• _DATA LINES_:
** Begin **
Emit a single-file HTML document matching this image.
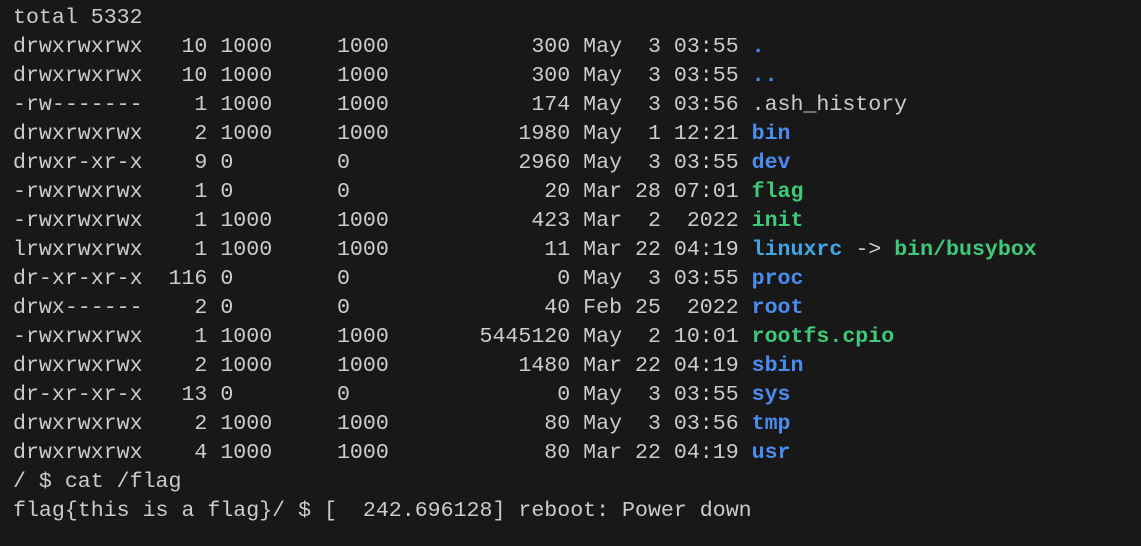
<!DOCTYPE html>
<html><head><meta charset="utf-8"><style>
html,body{margin:0;padding:0;background:#181818;width:1141px;height:546px;overflow:hidden}
pre{margin:0;position:absolute;left:13px;top:4px;font-family:"Liberation Mono",monospace;font-size:21.6px;line-height:29px;color:#cccccc}
.b{color:#4a8cf0;font-weight:bold}
.g{color:#3fc97a;font-weight:bold}
.c{color:#40a6e4;font-weight:bold}
</style></head><body><pre>total 5332
drwxrwxrwx   10 1000     1000           300 May  3 03:55 <span class="b">.</span>
drwxrwxrwx   10 1000     1000           300 May  3 03:55 <span class="b">..</span>
-rw-------    1 1000     1000           174 May  3 03:56 .ash_history
drwxrwxrwx    2 1000     1000          1980 May  1 12:21 <span class="b">bin</span>
drwxr-xr-x    9 0        0             2960 May  3 03:55 <span class="b">dev</span>
-rwxrwxrwx    1 0        0               20 Mar 28 07:01 <span class="g">flag</span>
-rwxrwxrwx    1 1000     1000           423 Mar  2  2022 <span class="g">init</span>
lrwxrwxrwx    1 1000     1000            11 Mar 22 04:19 <span class="c">linuxrc</span> -&gt; <span class="g">bin/busybox</span>
dr-xr-xr-x  116 0        0                0 May  3 03:55 <span class="b">proc</span>
drwx------    2 0        0               40 Feb 25  2022 <span class="b">root</span>
-rwxrwxrwx    1 1000     1000       5445120 May  2 10:01 <span class="g">rootfs.cpio</span>
drwxrwxrwx    2 1000     1000          1480 Mar 22 04:19 <span class="b">sbin</span>
dr-xr-xr-x   13 0        0                0 May  3 03:55 <span class="b">sys</span>
drwxrwxrwx    2 1000     1000            80 May  3 03:56 <span class="b">tmp</span>
drwxrwxrwx    4 1000     1000            80 Mar 22 04:19 <span class="b">usr</span>
/ $ cat /flag
flag{this is a flag}/ $ [  242.696128] reboot: Power down</pre></body></html>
** End **
• _WRITTEN TASK_:
Please transcribe the material above exactly as written. Leave the pictures out.

• _COMPLETED TASK_:
Emit a single-file HTML document matching this image.
<!DOCTYPE html>
<html><head><meta charset="utf-8"><style>
html,body{margin:0;padding:0;background:#181818;width:1141px;height:546px;overflow:hidden}
pre{margin:0;position:absolute;left:13px;top:4px;font-family:"Liberation Mono",monospace;font-size:21.6px;line-height:29px;color:#cccccc}
.b{color:#4a8cf0;font-weight:bold}
.g{color:#3fc97a;font-weight:bold}
.c{color:#40a6e4;font-weight:bold}
</style></head><body><pre>total 5332
drwxrwxrwx   10 1000     1000           300 May  3 03:55 <span class="b">.</span>
drwxrwxrwx   10 1000     1000           300 May  3 03:55 <span class="b">..</span>
-rw-------    1 1000     1000           174 May  3 03:56 .ash_history
drwxrwxrwx    2 1000     1000          1980 May  1 12:21 <span class="b">bin</span>
drwxr-xr-x    9 0        0             2960 May  3 03:55 <span class="b">dev</span>
-rwxrwxrwx    1 0        0               20 Mar 28 07:01 <span class="g">flag</span>
-rwxrwxrwx    1 1000     1000           423 Mar  2  2022 <span class="g">init</span>
lrwxrwxrwx    1 1000     1000            11 Mar 22 04:19 <span class="c">linuxrc</span> -&gt; <span class="g">bin/busybox</span>
dr-xr-xr-x  116 0        0                0 May  3 03:55 <span class="b">proc</span>
drwx------    2 0        0               40 Feb 25  2022 <span class="b">root</span>
-rwxrwxrwx    1 1000     1000       5445120 May  2 10:01 <span class="g">rootfs.cpio</span>
drwxrwxrwx    2 1000     1000          1480 Mar 22 04:19 <span class="b">sbin</span>
dr-xr-xr-x   13 0        0                0 May  3 03:55 <span class="b">sys</span>
drwxrwxrwx    2 1000     1000            80 May  3 03:56 <span class="b">tmp</span>
drwxrwxrwx    4 1000     1000            80 Mar 22 04:19 <span class="b">usr</span>
/ $ cat /flag
flag{this is a flag}/ $ [  242.696128] reboot: Power down</pre></body></html>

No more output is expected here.